*What is needed:*
Gather all lines with the word "styles" in them.

*Available data:*
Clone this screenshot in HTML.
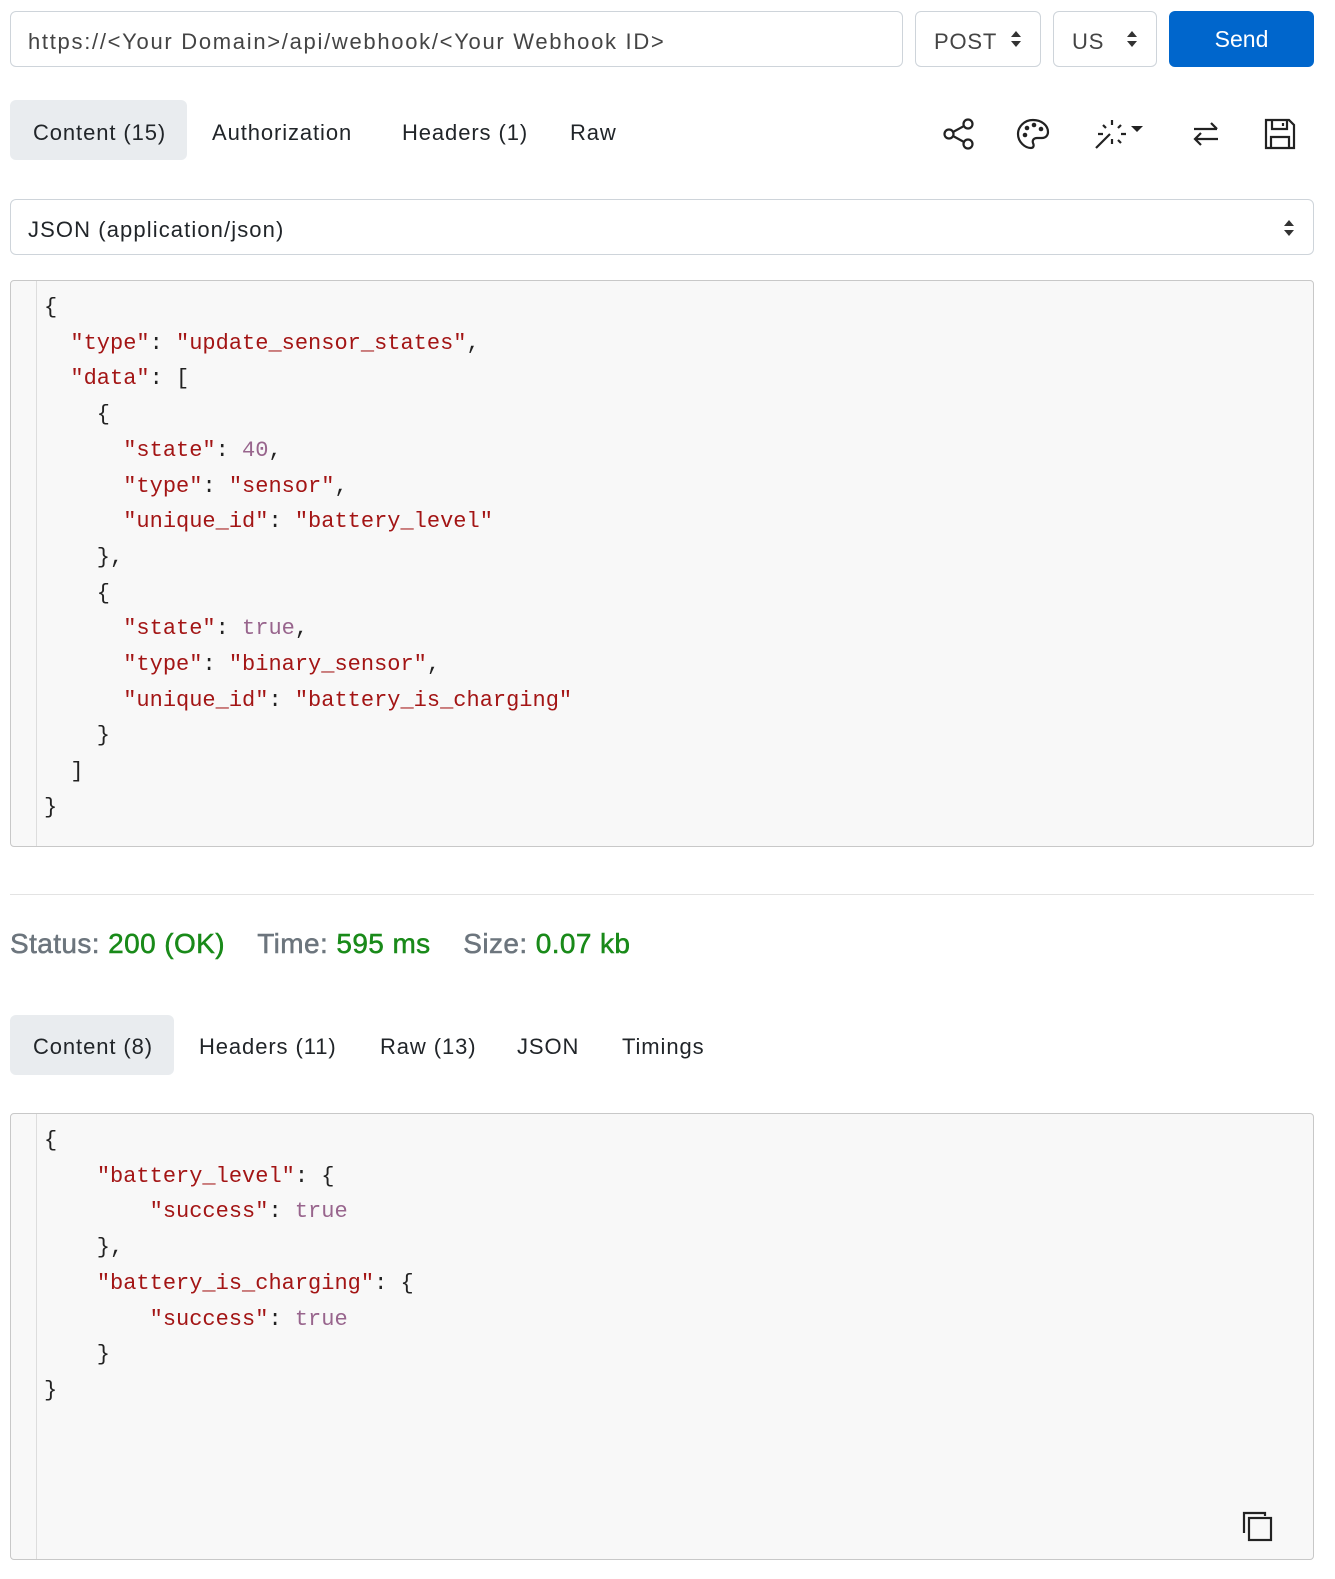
<!DOCTYPE html>
<html><head><meta charset="utf-8"><style>
*{box-sizing:border-box;margin:0;padding:0}
html,body{width:1335px;height:1579px;overflow:hidden}
body{background:#fff;position:relative;font-family:"Liberation Sans",sans-serif;color:#212529}
.a{position:absolute}
.box{position:absolute;border:1px solid #ced4da;border-radius:6px;background:#fff}
.t{position:absolute;font-size:22px;line-height:24px;white-space:nowrap;letter-spacing:0.8px}
.tab{position:absolute;font-size:22px;white-space:nowrap;letter-spacing:0.9px}
.code{position:absolute;background:#f8f8f8;border:1px solid #c8c8c8;border-radius:4px}
.gut{position:absolute;left:25px;top:0;bottom:0;border-left:1px solid #ddd}
pre{position:absolute;left:33px;font-family:"Liberation Mono",monospace;font-size:22px;line-height:35.7px;color:#222}
.s{color:#a31515}.n{color:#98658d}
.lbl{color:#6c757d}.g{color:#198a19}
svg{position:absolute}
</style></head><body>
<div class="box" style="left:10px;top:11px;width:893px;height:56px"></div>
<div class="t" style="left:28px;top:30px;color:#444;letter-spacing:1.7px">https://&lt;Your Domain&gt;/api/webhook/&lt;Your Webhook ID&gt;</div>
<div class="box" style="left:915px;top:11px;width:126px;height:56px"></div>
<div class="t" style="left:934px;top:30px;color:#444">POST</div>
<svg style="left:1009px;top:30px" width="14" height="18" viewBox="0 0 14 18"><path d="M7 1 L12 7 H2Z M7 17 L12 11 H2Z" fill="#333"/></svg>
<div class="box" style="left:1053px;top:11px;width:104px;height:56px"></div>
<div class="t" style="left:1072px;top:30px;color:#444">US</div>
<svg style="left:1125px;top:30px" width="14" height="18" viewBox="0 0 14 18"><path d="M7 1 L12 7 H2Z M7 17 L12 11 H2Z" fill="#333"/></svg>
<div class="a" style="left:1169px;top:11px;width:145px;height:56px;background:#0066cc;border-radius:6px;color:#fff;font-size:23px;text-align:center;line-height:56px">Send</div>

<div class="a" style="left:10px;top:100px;width:177px;height:60px;background:#e9ecef;border-radius:6px"></div>
<div class="tab" style="left:33px;top:120px">Content (15)</div>
<div class="tab" style="left:212px;top:120px">Authorization</div>
<div class="tab" style="left:402px;top:120px">Headers (1)</div>
<div class="tab" style="left:570px;top:120px">Raw</div>

<svg style="left:942px;top:117px" width="34" height="34" viewBox="0 0 34 34" fill="none" stroke="#222" stroke-width="2.2"><circle cx="26" cy="7" r="4.5"/><circle cx="7" cy="17" r="4.5"/><circle cx="26" cy="27" r="4.5"/><path d="M11 15 L22 9 M11 19 L22 25"/></svg>
<svg style="left:1016px;top:117px" width="34" height="34" viewBox="0 0 34 34"><path d="M17 3 C8 3 2 10 2 17 C2 25 9 31 15 31 C18 31 18 28 17 26 C16 23 18 21 21 21 H26 C30 21 32 18 32 15 C32 8 25 3 17 3Z" fill="none" stroke="#222" stroke-width="2.2"/><circle cx="9" cy="18" r="2.3" fill="#222"/><circle cx="11" cy="11" r="2.3" fill="#222"/><circle cx="18" cy="8" r="2.3" fill="#222"/><circle cx="25" cy="12" r="2.3" fill="#222"/></svg>
<svg style="left:1093px;top:117px" width="54" height="34" viewBox="0 0 54 34" stroke="#222" stroke-width="2.2" fill="none"><path d="M3 31 L17 17 M19 3 V8 M19 22 V27 M5 17 H10 M28 17 H33 M10 8 L13 11 M28 8 L25 11 M28 26 L25 23"/><path d="M38 9 H50 L44 15Z" fill="#222" stroke="none"/></svg>
<svg style="left:1190px;top:117px" width="32" height="34" viewBox="0 0 32 34" stroke="#222" stroke-width="2.2" fill="none"><path d="M4 12 H27 M21 6 L27 12 M28 22 H5 M11 16 L5 22 L11 28"/></svg>
<svg style="left:1263px;top:117px" width="34" height="34" viewBox="0 0 34 34" stroke="#222" stroke-width="2.2" fill="none"><path d="M3 3 H26 L31 8 V31 H3Z M9 3 V12 H24 V3 M20 6 V9 M8 31 V20 H26 V31"/></svg>

<div class="box" style="left:10px;top:199px;width:1304px;height:56px"></div>
<div class="t" style="left:28px;top:218px;letter-spacing:1.1px">JSON (application/json)</div>
<svg style="left:1282px;top:219px" width="14" height="18" viewBox="0 0 14 18"><path d="M7 1 L12 7 H2Z M7 17 L12 11 H2Z" fill="#333"/></svg>

<div class="code" style="left:10px;top:280px;width:1304px;height:567px"><div class="gut"></div>
<pre style="top:9px">{
  <span class="s">"type"</span>: <span class="s">"update_sensor_states"</span>,
  <span class="s">"data"</span>: [
    {
      <span class="s">"state"</span>: <span class="n">40</span>,
      <span class="s">"type"</span>: <span class="s">"sensor"</span>,
      <span class="s">"unique_id"</span>: <span class="s">"battery_level"</span>
    },
    {
      <span class="s">"state"</span>: <span class="n">true</span>,
      <span class="s">"type"</span>: <span class="s">"binary_sensor"</span>,
      <span class="s">"unique_id"</span>: <span class="s">"battery_is_charging"</span>
    }
  ]
}</pre></div>

<div class="a" style="left:10px;top:894px;width:1304px;border-top:1px solid #e3e3e3"></div>
<div class="a" style="left:10px;top:928px;font-size:28px;white-space:nowrap;letter-spacing:0.4px;-webkit-text-stroke:0.5px"><span class="lbl">Status:</span> <span class="g">200 (OK)</span>&nbsp;&nbsp;&nbsp; <span class="lbl">Time:</span> <span class="g">595 ms</span>&nbsp;&nbsp;&nbsp; <span class="lbl">Size:</span> <span class="g">0.07 kb</span></div>

<div class="a" style="left:10px;top:1015px;width:164px;height:60px;background:#e9ecef;border-radius:6px"></div>
<div class="tab" style="left:33px;top:1034px">Content (8)</div>
<div class="tab" style="left:199px;top:1034px">Headers (11)</div>
<div class="tab" style="left:380px;top:1034px">Raw (13)</div>
<div class="tab" style="left:517px;top:1034px">JSON</div>
<div class="tab" style="left:622px;top:1034px">Timings</div>

<div class="code" style="left:10px;top:1113px;width:1304px;height:447px"><div class="gut"></div>
<pre style="top:9px">{
    <span class="s">"battery_level"</span>: {
        <span class="s">"success"</span>: <span class="n">true</span>
    },
    <span class="s">"battery_is_charging"</span>: {
        <span class="s">"success"</span>: <span class="n">true</span>
    }
}</pre>
<svg style="left:1230px;top:396px" width="34" height="34" viewBox="0 0 34 34" stroke="#222" stroke-width="2.2" fill="none"><path d="M3 23 V3 H24 V6"/><rect x="8" y="8" width="22" height="22"/></svg>
</div>
</body></html>
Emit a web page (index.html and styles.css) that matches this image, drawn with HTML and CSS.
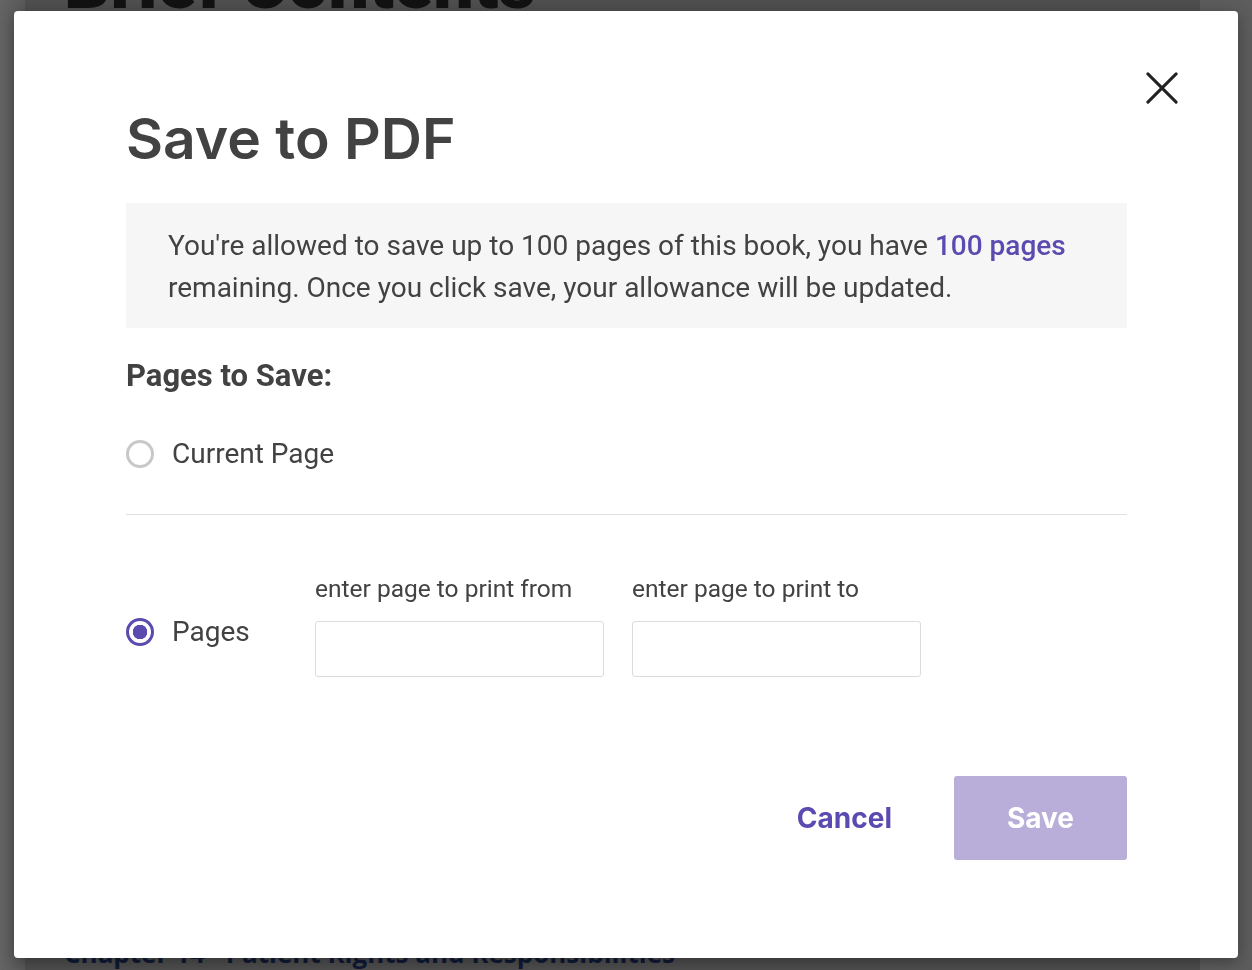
FILE: index.html
```html
<!DOCTYPE html>
<html lang="en">
<head>
<meta charset="utf-8">
<title>Save to PDF</title>
<link rel="stylesheet" href="styles.css">
</head>
<body>
<div class="page">
  <div class="page-inner">
    <h1 class="page-title">Brief Contents</h1>
    <a class="page-link">Chapter 14 · Patient Rights and Responsibilities</a>
  </div>
</div>

<div class="modal" role="dialog" aria-labelledby="dlg-title">
  <button class="close" aria-label="Close">
    <svg width="34" height="34" viewBox="0 0 34 34"><path d="M2 2 L32 32 M32 2 L2 32" stroke="#222" stroke-width="3.2" stroke-linecap="round" fill="none"/></svg>
  </button>
  <h2 class="title" id="dlg-title">Save to PDF</h2>
  <p class="notice">You're allowed to save up to 100 pages of this book, you have <span class="accent">100 pages</span> remaining. Once you click save, your allowance will be updated.</p>
  <h3 class="section">Pages to Save:</h3>
  <div class="option option-current">
    <span class="radio"></span>
    <span class="opt-label">Current Page</span>
  </div>
  <hr class="divider">
  <div class="option option-range">
    <span class="radio radio-on"></span>
    <span class="opt-label opt-pages">Pages</span>
    <div class="fields">
      <label class="field">
        <span class="field-label">enter page to print from</span>
        <input class="field-input" type="text">
      </label>
      <label class="field">
        <span class="field-label">enter page to print to</span>
        <input class="field-input" type="text">
      </label>
    </div>
  </div>
  <div class="actions">
    <button class="btn-cancel">Cancel</button>
    <button class="btn-save">Save</button>
  </div>
</div>
</body>
</html>
```
FILE: styles.css
```css
html, body {
  margin: 0;
  padding: 0;
  height: 100%;
  overflow: hidden;
}
body {
  background: #5d5d5d;
  font-family: Roboto, "Liberation Sans", sans-serif;
}
.page {
  height: 970px;
  padding: 0 52px 0 25px;
  background: linear-gradient(to right, #646464 0, #5a5a5a 25px, transparent 25px);
}
.page-inner {
  height: 970px;
  background: #4f4f4f;
  padding: 0 0 0 39px;
  display: flex;
  flex-direction: column;
  justify-content: space-between;
  box-sizing: border-box;
}
.page-title {
  margin: -52px 0 0 0;
  font-family: Roboto, sans-serif;
  font-weight: 900;
  font-size: 72px;
  line-height: 72px;
  color: #121212;
}
.page-link {
  font-family: "Open Sans", sans-serif;
  font-weight: 700;
  font-size: 26px;
  line-height: 26px;
  color: #0f1a36;
  margin-bottom: 4px;
}

.modal {
  position: fixed;
  left: 14px;
  top: 11px;
  width: 1224px;
  height: 947px;
  box-sizing: border-box;
  background: #fff;
  border-radius: 4px;
  box-shadow: 0 4px 16px rgba(0,0,0,0.35);
  padding: 96px 111px 0 112px;
  color: #424242;
}
.close {
  position: absolute;
  top: 60px;
  right: 59px;
  width: 34px;
  height: 34px;
  padding: 0;
  border: 0;
  background: none;
  display: flex;
  align-items: center;
  justify-content: center;
}
.close svg {
  width: 32px;
  height: 32px;
}
.title {
  margin: 0;
  font-family: Inter, sans-serif;
  font-weight: 600;
  font-size: 57px;
  line-height: 64px;
  color: #424242;
}
.notice {
  margin: 32px 0 0 0;
  background: #f6f6f6;
  padding: 22px 40px 19px 42px;
  font-size: 28px;
  line-height: 42px;
  color: #424242;
}
.accent {
  color: #5b4bb0;
  font-weight: 500;
}
.section {
  margin: 28px 0 0 0;
  font-size: 31px;
  line-height: 40px;
  font-weight: 700;
  color: #424242;
}
.option {
  display: flex;
  align-items: center;
}
.option-current {
  margin-top: 38px;
  height: 40px;
}
.radio {
  width: 22px;
  height: 22px;
  border: 3px solid #c8c8c8;
  border-radius: 50%;
  flex: none;
  background: #fff;
}
.radio-on {
  border-color: #5b4bb0;
  background: radial-gradient(circle, #5b4bb0 0 7px, #fff 7.5px);
}
.opt-label {
  margin-left: 18px;
  font-size: 28px;
  line-height: 40px;
  color: #424242;
}
.divider {
  margin: 40px 0 0 0;
  border: 0;
  border-top: 1px solid #e0e0e0;
  height: 0;
}
.option-range {
  margin-top: 59px;
  align-items: flex-end;
}
.option-range .radio {
  margin-bottom: 31px;
}
.opt-pages {
  width: 143px;
  margin-bottom: 25px;
}
.fields {
  display: flex;
  gap: 28px;
}
.field {
  display: flex;
  flex-direction: column;
  width: 289px;
}
.field-label {
  font-size: 24.5px;
  line-height: 30px;
  color: #424242;
  white-space: nowrap;
}
.field-input {
  margin-top: 17px;
  height: 56px;
  box-sizing: border-box;
  border: 1px solid #dcdcdc;
  border-radius: 3px;
  background: #fff;
  font: inherit;
}
.actions {
  margin-top: 99px;
  display: flex;
  justify-content: flex-end;
  align-items: center;
  gap: 62px;
}
.btn-cancel {
  border: 0;
  background: none;
  padding: 0;
  font-family: Inter, sans-serif;
  font-weight: 700;
  font-size: 28px;
  color: #5b4bb0;
}
.btn-save {
  width: 173px;
  height: 84px;
  border: 0;
  border-radius: 3px;
  background: #b8aed9;
  color: #fff;
  font-family: Inter, sans-serif;
  font-weight: 700;
  font-size: 28px;
}
```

*Answer to this task:*
Emit a web page (index.html and styles.css) that matches this image, drawn with HTML and CSS.
<link rel="stylesheet" href="styles.css">
FILE: styles.css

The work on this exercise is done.